— Task statement —
Strip the pictures and reproduce the rest of the listing exactly.

— Provided data —
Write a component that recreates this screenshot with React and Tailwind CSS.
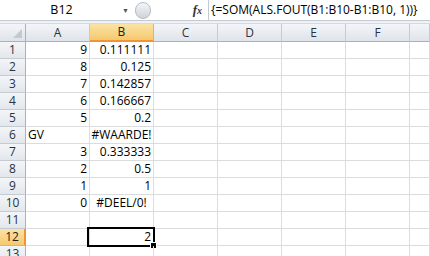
import React from "react";

const cols = ["A", "B", "C", "D", "E", "F", ""];

// row data: [A, B, aAlign, bAlign]
const rows = [
  ["9", "0.111111"],
  ["8", "0.125"],
  ["7", "0.142857"],
  ["6", "0.166667"],
  ["5", "0.2"],
  ["GV", "#WAARDE!", "left", "center"],
  ["3", "0.333333"],
  ["2", "0.5"],
  ["1", "1"],
  ["0", "#DEEL/0!", "right", "center"],
  ["", ""],
  ["", "2"],
  ["", ""],
];

const alignCls = {
  left: "justify-start pl-[2px]",
  right: "justify-end pr-[2px]",
  center: "justify-center",
};

function FormulaBar() {
  return (
    <div className="flex h-[21px] bg-white border-b border-[#c3c9d1]">
      <div className="relative flex w-[133px] items-center justify-center">
        <span className="mr-[10px] text-[12.5px] text-black">B12</span>
        <span className="absolute right-[4px] top-[7px] text-[7px] leading-none text-[#555]">▼</span>
      </div>
      <div className="flex w-[75px] items-center">
        <div className="ml-[2px] h-[17px] w-[16px] rounded-full border border-[#b6bcc4] bg-gradient-to-b from-[#f4f5f7] to-[#cfd4da]" />
        <span
          className="ml-auto mr-[6px] text-[13px] italic font-bold text-[#333]"
          style={{ fontFamily: '"Liberation Serif", serif' }}
        >
          f<span className="text-[10px]">x</span>
        </span>
      </div>
      <div className="flex flex-1 items-center border-l border-[#c3c9d1] pl-[2px] text-[12px] text-black whitespace-nowrap">
        {"{=SOM(ALS.FOUT(B1:B10-B1:B10, 1))}"}
      </div>
    </div>
  );
}

export default function App() {
  return (
    <div
      className="h-[256px] w-[430px] overflow-hidden bg-white"
      style={{ fontFamily: '"Open Sans", "Liberation Sans", sans-serif' }}
    >
      <FormulaBar />
      <div className="h-[3px] bg-[#eef1f5] border-b border-[#d5dae0]" />

      <div className="grid grid-cols-[26px_repeat(6,64px)_20px] auto-rows-[17px] grid-rows-[18px]">
        {/* corner */}
        <div className="relative border-r border-b border-[#a8b2bd] bg-gradient-to-b from-[#f3f5f8] to-[#dfe4ea]">
          <div
            className="absolute bottom-[3px] right-[3px] h-[9px] w-[9px] bg-[#c4c9cf]"
            style={{ clipPath: "polygon(100% 0, 100% 100%, 0 100%)" }}
          />
        </div>
        {cols.map((c, i) =>
          c === "B" ? (
            <div
              key={i}
              className="flex items-center justify-center border-r border-b-2 border-r-[#e5b45a] border-b-[#f29436] bg-gradient-to-b from-[#fbe3a6] to-[#f5c96d] text-[12px] text-[#222]"
            >
              {c}
            </div>
          ) : (
            <div
              key={i}
              className="flex items-center justify-center border-r border-b border-r-[#c5cbd2] border-b-[#a8b2bd] bg-gradient-to-b from-[#f3f5f8] to-[#dfe4ea] text-[12px] text-[#2b3340]"
            >
              {c}
            </div>
          )
        )}

        {rows.map((r, ri) => {
          const n = ri + 1;
          const sel = n === 12;
          return (
            <React.Fragment key={ri}>
              <div
                className={
                  sel
                    ? "flex items-center justify-center border-r-2 border-b border-r-[#f29436] border-b-[#e5b45a] bg-gradient-to-b from-[#fbe3a6] to-[#f5c96d] text-[12px] text-[#222]"
                    : "flex items-center justify-center border-r border-b border-r-[#a8b2bd] border-b-[#c5cbd2] bg-gradient-to-b from-[#f3f5f8] to-[#e3e7ec] text-[12px] text-[#2b3340]"
                }
              >
                {n}
              </div>
              <div
                className={`flex items-center border-r border-b border-[#dadcdd] text-[12px] text-black ${alignCls[r[2] || "right"]}`}
              >
                {r[0]}
              </div>
              <div
                className={`relative flex items-center border-r border-b border-[#dadcdd] text-[12px] text-black ${alignCls[r[3] || "right"]}`}
              >
                {r[1]}
                {sel && (
                  <>
                    <div className="absolute -left-[3px] -top-[2px] -right-[2px] -bottom-[2px] border-[2.5px] border-black" />
                    <div className="absolute -right-[4px] -bottom-[4px] h-[7px] w-[7px] border border-white bg-black" />
                  </>
                )}
              </div>
              {[0, 1, 2, 3, 4].map((k) => (
                <div key={k} className="border-r border-b border-[#dadcdd]" />
              ))}
            </React.Fragment>
          );
        })}
      </div>
    </div>
  );
}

— Exercise result —
Write a component that recreates this screenshot with React and Tailwind CSS.
import React from "react";

const cols = ["A", "B", "C", "D", "E", "F", ""];

// row data: [A, B, aAlign, bAlign]
const rows = [
  ["9", "0.111111"],
  ["8", "0.125"],
  ["7", "0.142857"],
  ["6", "0.166667"],
  ["5", "0.2"],
  ["GV", "#WAARDE!", "left", "center"],
  ["3", "0.333333"],
  ["2", "0.5"],
  ["1", "1"],
  ["0", "#DEEL/0!", "right", "center"],
  ["", ""],
  ["", "2"],
  ["", ""],
];

const alignCls = {
  left: "justify-start pl-[2px]",
  right: "justify-end pr-[2px]",
  center: "justify-center",
};

function FormulaBar() {
  return (
    <div className="flex h-[21px] bg-white border-b border-[#c3c9d1]">
      <div className="relative flex w-[133px] items-center justify-center">
        <span className="mr-[10px] text-[12.5px] text-black">B12</span>
        <span className="absolute right-[4px] top-[7px] text-[7px] leading-none text-[#555]">▼</span>
      </div>
      <div className="flex w-[75px] items-center">
        <div className="ml-[2px] h-[17px] w-[16px] rounded-full border border-[#b6bcc4] bg-gradient-to-b from-[#f4f5f7] to-[#cfd4da]" />
        <span
          className="ml-auto mr-[6px] text-[13px] italic font-bold text-[#333]"
          style={{ fontFamily: '"Liberation Serif", serif' }}
        >
          f<span className="text-[10px]">x</span>
        </span>
      </div>
      <div className="flex flex-1 items-center border-l border-[#c3c9d1] pl-[2px] text-[12px] text-black whitespace-nowrap">
        {"{=SOM(ALS.FOUT(B1:B10-B1:B10, 1))}"}
      </div>
    </div>
  );
}

export default function App() {
  return (
    <div
      className="h-[256px] w-[430px] overflow-hidden bg-white"
      style={{ fontFamily: '"Open Sans", "Liberation Sans", sans-serif' }}
    >
      <FormulaBar />
      <div className="h-[3px] bg-[#eef1f5] border-b border-[#d5dae0]" />

      <div className="grid grid-cols-[26px_repeat(6,64px)_20px] auto-rows-[17px] grid-rows-[18px]">
        {/* corner */}
        <div className="relative border-r border-b border-[#a8b2bd] bg-gradient-to-b from-[#f3f5f8] to-[#dfe4ea]">
          <div
            className="absolute bottom-[3px] right-[3px] h-[9px] w-[9px] bg-[#c4c9cf]"
            style={{ clipPath: "polygon(100% 0, 100% 100%, 0 100%)" }}
          />
        </div>
        {cols.map((c, i) =>
          c === "B" ? (
            <div
              key={i}
              className="flex items-center justify-center border-r border-b-2 border-r-[#e5b45a] border-b-[#f29436] bg-gradient-to-b from-[#fbe3a6] to-[#f5c96d] text-[12px] text-[#222]"
            >
              {c}
            </div>
          ) : (
            <div
              key={i}
              className="flex items-center justify-center border-r border-b border-r-[#c5cbd2] border-b-[#a8b2bd] bg-gradient-to-b from-[#f3f5f8] to-[#dfe4ea] text-[12px] text-[#2b3340]"
            >
              {c}
            </div>
          )
        )}

        {rows.map((r, ri) => {
          const n = ri + 1;
          const sel = n === 12;
          return (
            <React.Fragment key={ri}>
              <div
                className={
                  sel
                    ? "flex items-center justify-center border-r-2 border-b border-r-[#f29436] border-b-[#e5b45a] bg-gradient-to-b from-[#fbe3a6] to-[#f5c96d] text-[12px] text-[#222]"
                    : "flex items-center justify-center border-r border-b border-r-[#a8b2bd] border-b-[#c5cbd2] bg-gradient-to-b from-[#f3f5f8] to-[#e3e7ec] text-[12px] text-[#2b3340]"
                }
              >
                {n}
              </div>
              <div
                className={`flex items-center border-r border-b border-[#dadcdd] text-[12px] text-black ${alignCls[r[2] || "right"]}`}
              >
                {r[0]}
              </div>
              <div
                className={`relative flex items-center border-r border-b border-[#dadcdd] text-[12px] text-black ${alignCls[r[3] || "right"]}`}
              >
                {r[1]}
                {sel && (
                  <>
                    <div className="absolute -left-[3px] -top-[2px] -right-[2px] -bottom-[2px] border-[2.5px] border-black" />
                    <div className="absolute -right-[4px] -bottom-[4px] h-[7px] w-[7px] border border-white bg-black" />
                  </>
                )}
              </div>
              {[0, 1, 2, 3, 4].map((k) => (
                <div key={k} className="border-r border-b border-[#dadcdd]" />
              ))}
            </React.Fragment>
          );
        })}
      </div>
    </div>
  );
}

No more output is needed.